• **Instruction**: Copy each line that has the string "with" somewhere in it.
— Begin Data in this exercise —
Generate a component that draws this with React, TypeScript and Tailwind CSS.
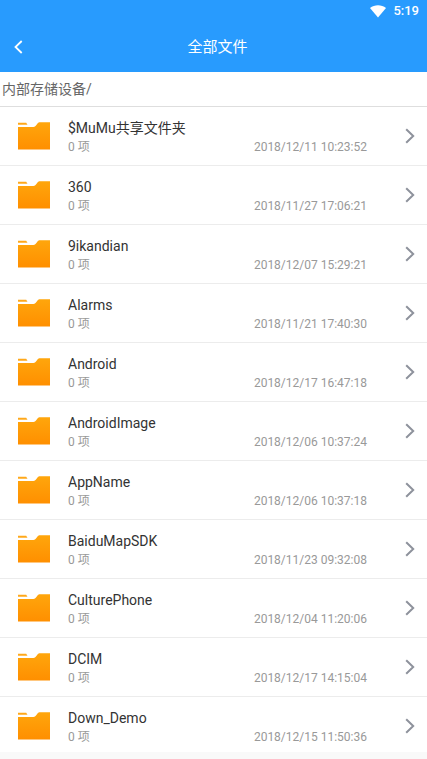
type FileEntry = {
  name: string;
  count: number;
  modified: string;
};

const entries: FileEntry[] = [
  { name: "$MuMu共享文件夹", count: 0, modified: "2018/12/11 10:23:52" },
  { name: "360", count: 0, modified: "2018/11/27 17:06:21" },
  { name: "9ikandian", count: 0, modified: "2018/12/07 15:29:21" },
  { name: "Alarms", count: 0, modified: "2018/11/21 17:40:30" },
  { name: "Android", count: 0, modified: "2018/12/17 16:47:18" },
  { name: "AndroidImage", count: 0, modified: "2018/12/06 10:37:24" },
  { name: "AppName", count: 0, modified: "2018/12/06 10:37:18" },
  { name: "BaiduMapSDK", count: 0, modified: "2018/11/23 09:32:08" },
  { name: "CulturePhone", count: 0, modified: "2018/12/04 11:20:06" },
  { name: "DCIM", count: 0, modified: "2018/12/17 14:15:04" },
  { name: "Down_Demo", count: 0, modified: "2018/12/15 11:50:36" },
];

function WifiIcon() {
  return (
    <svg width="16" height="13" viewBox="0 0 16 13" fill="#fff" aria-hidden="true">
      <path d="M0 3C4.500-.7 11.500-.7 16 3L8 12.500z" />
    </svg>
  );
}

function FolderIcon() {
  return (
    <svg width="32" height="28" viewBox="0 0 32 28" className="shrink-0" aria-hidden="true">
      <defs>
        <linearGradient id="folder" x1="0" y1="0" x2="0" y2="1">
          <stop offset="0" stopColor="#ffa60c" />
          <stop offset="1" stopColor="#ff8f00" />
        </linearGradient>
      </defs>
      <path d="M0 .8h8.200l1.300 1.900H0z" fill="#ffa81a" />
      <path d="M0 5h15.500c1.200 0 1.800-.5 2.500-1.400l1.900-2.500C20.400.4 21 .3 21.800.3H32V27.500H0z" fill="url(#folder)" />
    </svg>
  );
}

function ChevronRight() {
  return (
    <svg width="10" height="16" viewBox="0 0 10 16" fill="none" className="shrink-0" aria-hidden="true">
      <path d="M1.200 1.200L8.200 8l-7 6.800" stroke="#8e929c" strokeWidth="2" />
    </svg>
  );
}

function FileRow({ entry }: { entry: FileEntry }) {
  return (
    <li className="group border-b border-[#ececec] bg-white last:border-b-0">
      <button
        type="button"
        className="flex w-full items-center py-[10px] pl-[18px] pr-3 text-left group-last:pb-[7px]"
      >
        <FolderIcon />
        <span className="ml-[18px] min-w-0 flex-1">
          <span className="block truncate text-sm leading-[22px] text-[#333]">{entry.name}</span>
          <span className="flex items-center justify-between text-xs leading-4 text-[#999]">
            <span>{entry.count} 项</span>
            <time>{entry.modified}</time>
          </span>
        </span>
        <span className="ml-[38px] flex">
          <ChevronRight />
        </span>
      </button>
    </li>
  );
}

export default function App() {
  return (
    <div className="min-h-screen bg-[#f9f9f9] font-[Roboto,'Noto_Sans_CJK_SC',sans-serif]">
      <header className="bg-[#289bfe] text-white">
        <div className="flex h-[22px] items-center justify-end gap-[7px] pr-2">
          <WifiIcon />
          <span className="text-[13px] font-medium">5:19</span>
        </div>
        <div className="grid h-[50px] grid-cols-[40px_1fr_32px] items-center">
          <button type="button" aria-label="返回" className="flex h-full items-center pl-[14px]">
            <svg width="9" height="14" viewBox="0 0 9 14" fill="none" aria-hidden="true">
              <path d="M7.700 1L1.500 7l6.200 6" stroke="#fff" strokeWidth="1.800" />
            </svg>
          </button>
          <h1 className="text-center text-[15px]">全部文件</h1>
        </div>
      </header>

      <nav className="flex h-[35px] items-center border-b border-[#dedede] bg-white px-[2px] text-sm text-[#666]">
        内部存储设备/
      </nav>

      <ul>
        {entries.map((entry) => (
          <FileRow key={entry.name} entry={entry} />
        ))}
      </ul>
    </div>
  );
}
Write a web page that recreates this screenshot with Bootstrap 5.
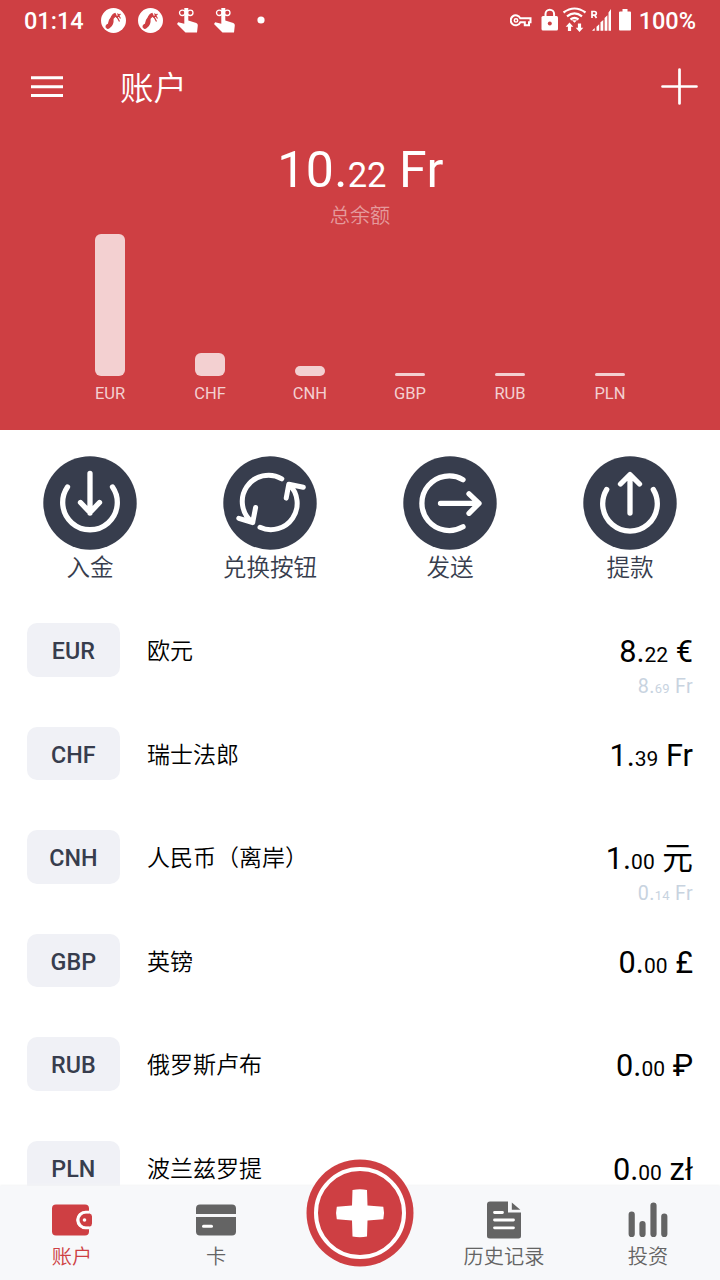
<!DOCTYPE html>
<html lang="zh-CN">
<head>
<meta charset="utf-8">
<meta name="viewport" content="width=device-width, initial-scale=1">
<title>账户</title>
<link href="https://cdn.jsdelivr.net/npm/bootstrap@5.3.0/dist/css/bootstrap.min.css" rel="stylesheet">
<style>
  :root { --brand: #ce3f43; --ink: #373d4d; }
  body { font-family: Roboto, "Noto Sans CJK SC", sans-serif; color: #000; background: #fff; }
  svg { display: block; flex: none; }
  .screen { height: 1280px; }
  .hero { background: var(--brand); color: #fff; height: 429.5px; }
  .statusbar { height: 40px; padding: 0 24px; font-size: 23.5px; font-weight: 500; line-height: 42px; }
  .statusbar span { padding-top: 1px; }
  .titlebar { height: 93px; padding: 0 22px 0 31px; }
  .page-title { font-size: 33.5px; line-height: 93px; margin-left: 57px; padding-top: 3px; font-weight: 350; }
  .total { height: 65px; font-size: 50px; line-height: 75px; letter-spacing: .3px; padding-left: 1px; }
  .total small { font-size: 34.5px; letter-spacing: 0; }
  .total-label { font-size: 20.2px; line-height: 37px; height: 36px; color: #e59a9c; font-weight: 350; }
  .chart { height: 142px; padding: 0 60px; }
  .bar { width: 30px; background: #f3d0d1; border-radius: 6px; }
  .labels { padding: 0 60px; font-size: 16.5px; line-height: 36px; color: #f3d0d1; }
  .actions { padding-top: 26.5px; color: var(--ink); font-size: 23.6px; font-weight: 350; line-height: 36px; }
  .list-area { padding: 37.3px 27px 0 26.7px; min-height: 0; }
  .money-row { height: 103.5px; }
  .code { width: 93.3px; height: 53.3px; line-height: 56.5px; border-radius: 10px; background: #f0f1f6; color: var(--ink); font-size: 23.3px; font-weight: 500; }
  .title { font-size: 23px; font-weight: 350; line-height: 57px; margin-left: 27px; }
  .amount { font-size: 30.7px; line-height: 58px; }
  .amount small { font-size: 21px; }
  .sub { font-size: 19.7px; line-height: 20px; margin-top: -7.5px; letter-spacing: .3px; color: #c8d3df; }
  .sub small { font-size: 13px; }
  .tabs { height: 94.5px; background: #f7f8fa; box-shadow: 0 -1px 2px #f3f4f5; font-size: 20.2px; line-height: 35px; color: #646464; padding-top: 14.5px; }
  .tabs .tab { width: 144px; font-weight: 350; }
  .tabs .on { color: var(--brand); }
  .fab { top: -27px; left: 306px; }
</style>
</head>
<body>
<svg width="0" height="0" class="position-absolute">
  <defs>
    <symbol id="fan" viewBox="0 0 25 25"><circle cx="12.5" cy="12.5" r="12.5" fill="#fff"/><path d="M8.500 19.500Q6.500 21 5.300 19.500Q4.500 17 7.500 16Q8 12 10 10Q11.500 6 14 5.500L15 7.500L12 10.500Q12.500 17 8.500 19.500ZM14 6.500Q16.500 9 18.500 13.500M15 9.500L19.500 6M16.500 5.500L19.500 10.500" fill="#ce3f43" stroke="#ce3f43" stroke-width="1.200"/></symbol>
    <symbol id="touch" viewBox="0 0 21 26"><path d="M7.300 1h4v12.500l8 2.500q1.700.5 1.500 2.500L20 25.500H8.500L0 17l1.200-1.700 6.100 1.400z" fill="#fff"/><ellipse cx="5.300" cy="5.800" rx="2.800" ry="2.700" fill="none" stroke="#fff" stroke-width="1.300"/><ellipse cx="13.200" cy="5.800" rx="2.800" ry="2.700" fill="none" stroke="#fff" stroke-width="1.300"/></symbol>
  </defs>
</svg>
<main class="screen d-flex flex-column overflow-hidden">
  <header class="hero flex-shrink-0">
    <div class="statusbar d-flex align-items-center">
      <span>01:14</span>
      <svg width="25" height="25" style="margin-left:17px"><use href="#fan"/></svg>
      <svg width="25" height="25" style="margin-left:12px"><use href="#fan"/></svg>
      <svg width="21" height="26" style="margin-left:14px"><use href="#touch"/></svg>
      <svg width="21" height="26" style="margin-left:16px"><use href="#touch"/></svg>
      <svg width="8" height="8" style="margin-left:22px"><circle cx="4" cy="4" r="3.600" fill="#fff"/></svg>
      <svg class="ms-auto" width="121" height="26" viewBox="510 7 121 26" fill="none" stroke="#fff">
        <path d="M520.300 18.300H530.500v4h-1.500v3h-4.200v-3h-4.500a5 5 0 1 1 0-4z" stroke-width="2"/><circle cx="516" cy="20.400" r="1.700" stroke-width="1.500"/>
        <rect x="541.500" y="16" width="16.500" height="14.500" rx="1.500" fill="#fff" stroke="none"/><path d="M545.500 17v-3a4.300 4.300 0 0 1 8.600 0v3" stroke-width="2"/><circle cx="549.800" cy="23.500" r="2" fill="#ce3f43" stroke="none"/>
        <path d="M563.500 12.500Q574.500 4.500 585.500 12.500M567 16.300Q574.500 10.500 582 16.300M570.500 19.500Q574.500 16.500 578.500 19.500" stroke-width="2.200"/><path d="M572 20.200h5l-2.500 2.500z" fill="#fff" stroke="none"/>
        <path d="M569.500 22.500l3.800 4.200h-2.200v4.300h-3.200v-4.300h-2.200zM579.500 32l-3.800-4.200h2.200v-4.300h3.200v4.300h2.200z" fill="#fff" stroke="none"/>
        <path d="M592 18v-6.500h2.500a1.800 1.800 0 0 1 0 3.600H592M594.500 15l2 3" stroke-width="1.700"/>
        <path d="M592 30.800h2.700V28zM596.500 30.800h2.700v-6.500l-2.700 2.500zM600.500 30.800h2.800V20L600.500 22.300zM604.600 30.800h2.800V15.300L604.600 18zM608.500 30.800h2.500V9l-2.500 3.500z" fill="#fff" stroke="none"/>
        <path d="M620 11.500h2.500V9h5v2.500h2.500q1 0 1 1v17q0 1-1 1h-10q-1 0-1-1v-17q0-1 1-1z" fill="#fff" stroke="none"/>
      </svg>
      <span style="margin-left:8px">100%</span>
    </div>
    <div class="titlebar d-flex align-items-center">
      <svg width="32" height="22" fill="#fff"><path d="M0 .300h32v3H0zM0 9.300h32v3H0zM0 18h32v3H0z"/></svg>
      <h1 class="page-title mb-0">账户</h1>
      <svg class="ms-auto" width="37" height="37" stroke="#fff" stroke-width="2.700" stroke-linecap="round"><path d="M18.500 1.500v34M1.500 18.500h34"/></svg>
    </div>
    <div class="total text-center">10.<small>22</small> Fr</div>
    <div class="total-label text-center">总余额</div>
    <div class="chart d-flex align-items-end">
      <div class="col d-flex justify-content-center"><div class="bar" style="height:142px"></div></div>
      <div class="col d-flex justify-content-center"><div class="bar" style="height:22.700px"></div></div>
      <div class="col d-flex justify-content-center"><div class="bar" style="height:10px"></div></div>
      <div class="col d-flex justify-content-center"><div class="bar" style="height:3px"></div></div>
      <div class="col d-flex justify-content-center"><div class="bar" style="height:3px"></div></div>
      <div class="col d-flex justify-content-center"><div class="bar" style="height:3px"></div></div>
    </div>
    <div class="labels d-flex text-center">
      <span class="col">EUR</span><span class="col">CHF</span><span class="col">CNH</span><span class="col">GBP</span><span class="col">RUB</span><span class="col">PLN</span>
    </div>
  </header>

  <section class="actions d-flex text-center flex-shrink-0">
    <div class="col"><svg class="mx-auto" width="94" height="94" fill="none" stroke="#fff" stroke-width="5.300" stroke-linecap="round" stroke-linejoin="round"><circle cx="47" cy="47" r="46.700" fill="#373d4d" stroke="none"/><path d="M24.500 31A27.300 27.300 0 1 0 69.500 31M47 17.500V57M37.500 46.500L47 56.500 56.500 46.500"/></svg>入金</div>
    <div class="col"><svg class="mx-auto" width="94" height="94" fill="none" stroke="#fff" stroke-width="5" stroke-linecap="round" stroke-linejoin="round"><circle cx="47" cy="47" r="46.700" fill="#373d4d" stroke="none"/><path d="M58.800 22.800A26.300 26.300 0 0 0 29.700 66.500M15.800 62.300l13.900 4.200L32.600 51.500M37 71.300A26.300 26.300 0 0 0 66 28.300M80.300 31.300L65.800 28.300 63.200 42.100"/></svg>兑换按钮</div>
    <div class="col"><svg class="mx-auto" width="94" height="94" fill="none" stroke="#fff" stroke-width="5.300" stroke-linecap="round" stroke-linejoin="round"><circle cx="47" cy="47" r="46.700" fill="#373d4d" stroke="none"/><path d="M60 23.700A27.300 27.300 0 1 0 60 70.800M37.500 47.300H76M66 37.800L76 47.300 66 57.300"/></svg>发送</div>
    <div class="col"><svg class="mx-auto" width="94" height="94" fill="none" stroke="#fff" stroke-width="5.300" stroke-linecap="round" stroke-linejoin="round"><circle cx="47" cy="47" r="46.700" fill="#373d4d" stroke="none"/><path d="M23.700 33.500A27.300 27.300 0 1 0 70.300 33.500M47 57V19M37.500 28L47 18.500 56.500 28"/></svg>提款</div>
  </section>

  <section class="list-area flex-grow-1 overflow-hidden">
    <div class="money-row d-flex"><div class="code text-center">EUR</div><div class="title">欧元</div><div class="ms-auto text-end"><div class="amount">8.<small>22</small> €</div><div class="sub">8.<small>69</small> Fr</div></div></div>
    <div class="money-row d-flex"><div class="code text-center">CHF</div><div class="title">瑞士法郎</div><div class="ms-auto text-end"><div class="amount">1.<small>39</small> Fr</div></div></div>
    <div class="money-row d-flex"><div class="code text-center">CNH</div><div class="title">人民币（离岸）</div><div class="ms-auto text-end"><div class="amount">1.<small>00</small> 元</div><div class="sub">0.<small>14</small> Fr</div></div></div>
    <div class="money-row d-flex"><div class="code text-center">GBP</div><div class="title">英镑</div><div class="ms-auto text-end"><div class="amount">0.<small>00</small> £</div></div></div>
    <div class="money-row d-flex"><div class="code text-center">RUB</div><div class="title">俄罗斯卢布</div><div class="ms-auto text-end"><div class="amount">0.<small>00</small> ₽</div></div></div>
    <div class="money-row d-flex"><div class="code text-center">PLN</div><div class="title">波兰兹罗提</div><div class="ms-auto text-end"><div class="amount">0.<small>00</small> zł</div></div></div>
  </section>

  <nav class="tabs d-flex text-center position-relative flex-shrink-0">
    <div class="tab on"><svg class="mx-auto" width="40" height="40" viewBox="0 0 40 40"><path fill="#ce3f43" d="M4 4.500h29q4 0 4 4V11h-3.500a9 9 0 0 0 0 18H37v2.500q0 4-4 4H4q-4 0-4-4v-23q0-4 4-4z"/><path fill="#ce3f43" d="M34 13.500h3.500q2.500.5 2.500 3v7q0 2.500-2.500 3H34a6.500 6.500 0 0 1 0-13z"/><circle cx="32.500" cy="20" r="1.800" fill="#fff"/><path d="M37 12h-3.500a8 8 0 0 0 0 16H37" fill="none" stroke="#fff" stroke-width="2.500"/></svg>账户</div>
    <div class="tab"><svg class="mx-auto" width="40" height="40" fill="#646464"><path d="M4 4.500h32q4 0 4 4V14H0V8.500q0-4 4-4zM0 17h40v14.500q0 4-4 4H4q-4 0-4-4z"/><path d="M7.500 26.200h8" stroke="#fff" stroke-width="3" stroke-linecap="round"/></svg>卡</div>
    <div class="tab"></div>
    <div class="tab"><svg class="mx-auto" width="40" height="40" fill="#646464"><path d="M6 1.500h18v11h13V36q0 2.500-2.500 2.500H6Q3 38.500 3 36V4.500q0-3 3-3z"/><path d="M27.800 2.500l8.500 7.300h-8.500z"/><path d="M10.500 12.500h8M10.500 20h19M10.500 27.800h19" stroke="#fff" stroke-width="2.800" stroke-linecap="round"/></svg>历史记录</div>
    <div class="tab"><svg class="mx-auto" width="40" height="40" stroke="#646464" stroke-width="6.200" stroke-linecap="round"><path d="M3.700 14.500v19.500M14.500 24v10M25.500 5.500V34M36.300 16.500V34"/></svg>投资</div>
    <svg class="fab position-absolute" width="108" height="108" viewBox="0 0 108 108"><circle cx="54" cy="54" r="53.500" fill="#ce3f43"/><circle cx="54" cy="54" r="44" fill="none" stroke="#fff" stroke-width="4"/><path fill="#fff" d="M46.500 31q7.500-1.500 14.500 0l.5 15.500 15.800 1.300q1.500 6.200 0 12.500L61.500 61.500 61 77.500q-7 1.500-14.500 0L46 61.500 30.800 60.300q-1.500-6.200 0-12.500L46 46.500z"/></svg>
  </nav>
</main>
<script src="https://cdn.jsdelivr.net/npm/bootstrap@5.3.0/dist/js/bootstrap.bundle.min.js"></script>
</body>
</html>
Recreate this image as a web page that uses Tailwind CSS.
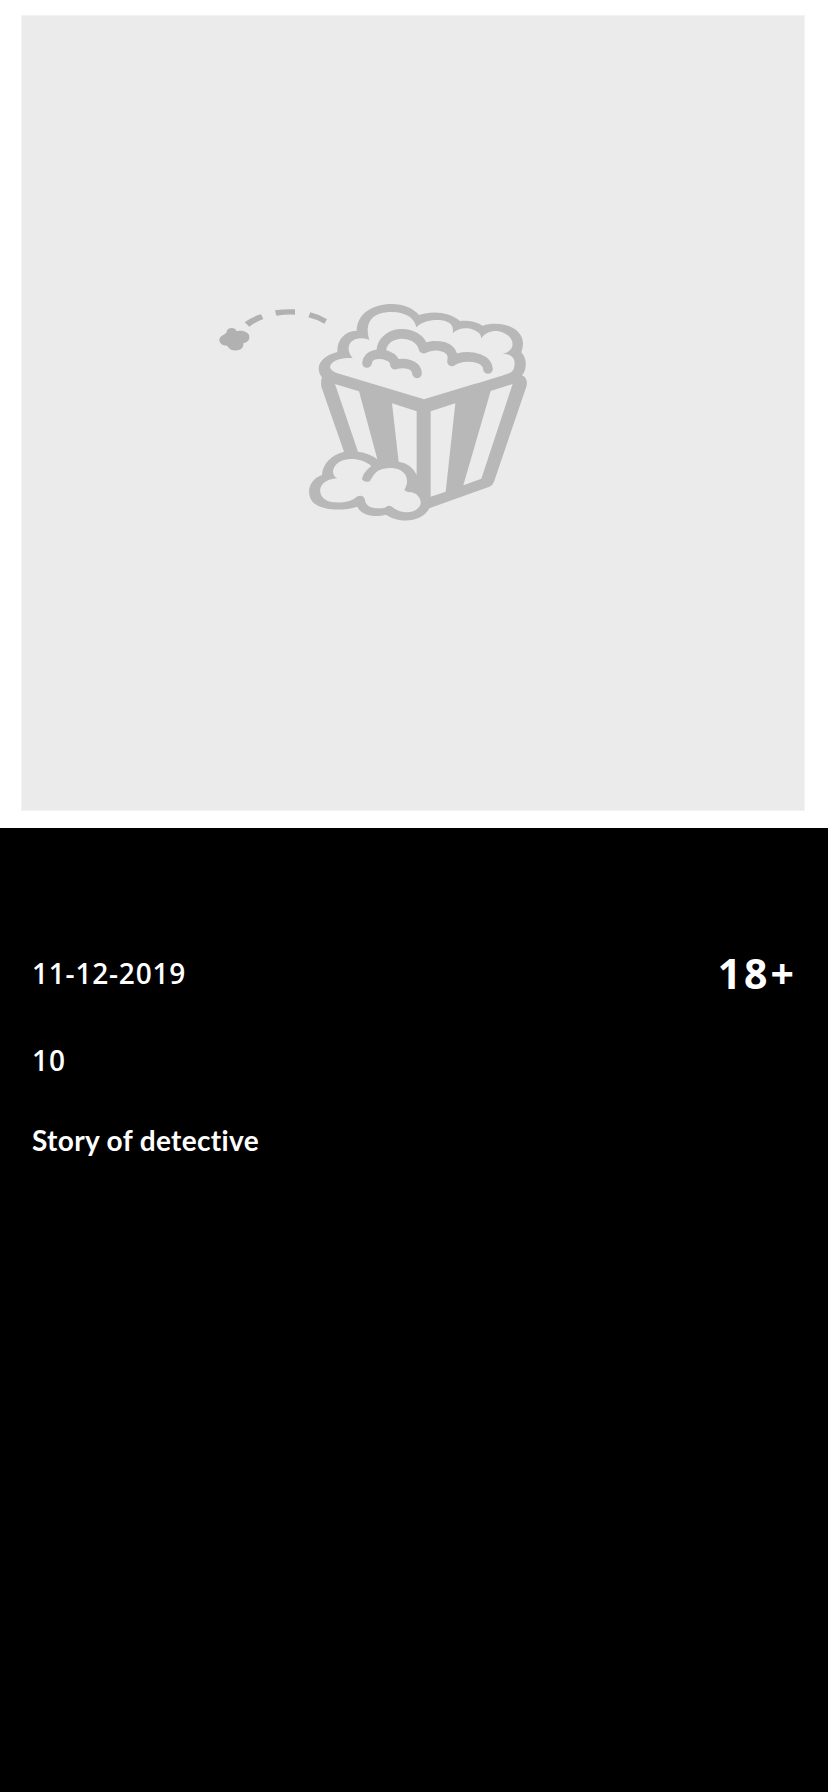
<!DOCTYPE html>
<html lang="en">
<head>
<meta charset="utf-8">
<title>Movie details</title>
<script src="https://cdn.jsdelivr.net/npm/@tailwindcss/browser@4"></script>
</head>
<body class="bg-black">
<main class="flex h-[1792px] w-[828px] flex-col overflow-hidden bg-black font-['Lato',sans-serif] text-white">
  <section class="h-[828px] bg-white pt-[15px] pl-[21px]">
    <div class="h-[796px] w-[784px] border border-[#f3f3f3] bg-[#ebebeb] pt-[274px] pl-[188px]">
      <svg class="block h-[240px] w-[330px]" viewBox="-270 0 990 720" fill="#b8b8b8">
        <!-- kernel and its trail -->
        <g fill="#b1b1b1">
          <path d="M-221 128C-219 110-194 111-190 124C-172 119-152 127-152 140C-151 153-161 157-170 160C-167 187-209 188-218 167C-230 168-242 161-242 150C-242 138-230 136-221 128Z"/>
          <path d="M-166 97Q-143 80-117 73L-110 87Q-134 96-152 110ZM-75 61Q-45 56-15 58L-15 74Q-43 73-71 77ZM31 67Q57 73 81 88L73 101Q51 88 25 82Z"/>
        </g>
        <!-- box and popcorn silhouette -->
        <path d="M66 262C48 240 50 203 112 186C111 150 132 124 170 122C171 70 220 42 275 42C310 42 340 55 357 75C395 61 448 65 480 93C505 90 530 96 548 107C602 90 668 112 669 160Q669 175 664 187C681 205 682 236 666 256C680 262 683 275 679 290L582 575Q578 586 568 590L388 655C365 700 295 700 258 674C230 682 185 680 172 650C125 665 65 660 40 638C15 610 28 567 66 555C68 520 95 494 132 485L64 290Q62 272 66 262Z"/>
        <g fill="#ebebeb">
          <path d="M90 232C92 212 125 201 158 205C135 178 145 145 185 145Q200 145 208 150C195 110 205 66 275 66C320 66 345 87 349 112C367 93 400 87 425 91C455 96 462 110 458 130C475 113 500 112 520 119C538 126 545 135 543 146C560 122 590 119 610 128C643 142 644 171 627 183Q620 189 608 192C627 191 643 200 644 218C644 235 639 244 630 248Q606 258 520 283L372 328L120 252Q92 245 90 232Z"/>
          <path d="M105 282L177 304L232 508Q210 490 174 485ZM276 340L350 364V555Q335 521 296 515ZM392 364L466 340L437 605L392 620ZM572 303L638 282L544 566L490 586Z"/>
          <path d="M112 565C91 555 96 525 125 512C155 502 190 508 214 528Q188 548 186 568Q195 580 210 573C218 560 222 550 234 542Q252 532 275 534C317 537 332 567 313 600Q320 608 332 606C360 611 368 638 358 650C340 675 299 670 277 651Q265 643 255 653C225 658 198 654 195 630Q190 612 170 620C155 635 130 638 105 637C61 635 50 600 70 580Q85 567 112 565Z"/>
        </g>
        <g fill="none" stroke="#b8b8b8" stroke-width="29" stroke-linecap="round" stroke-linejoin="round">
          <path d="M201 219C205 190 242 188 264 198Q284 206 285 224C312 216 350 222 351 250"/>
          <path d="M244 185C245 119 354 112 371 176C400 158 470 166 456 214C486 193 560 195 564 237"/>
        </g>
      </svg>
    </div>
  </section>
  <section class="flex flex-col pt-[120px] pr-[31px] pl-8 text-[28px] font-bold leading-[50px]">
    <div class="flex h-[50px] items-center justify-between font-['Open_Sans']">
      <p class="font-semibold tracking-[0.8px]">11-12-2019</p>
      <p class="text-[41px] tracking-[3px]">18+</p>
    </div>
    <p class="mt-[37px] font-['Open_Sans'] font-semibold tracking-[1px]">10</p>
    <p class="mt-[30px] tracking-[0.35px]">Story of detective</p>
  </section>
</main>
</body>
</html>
— End Data in this exercise —
• **Answer for this exercise**:
Generate a component that draws this with React, TypeScript and Tailwind CSS.
Write a web page that recreates this screenshot with Bootstrap 5.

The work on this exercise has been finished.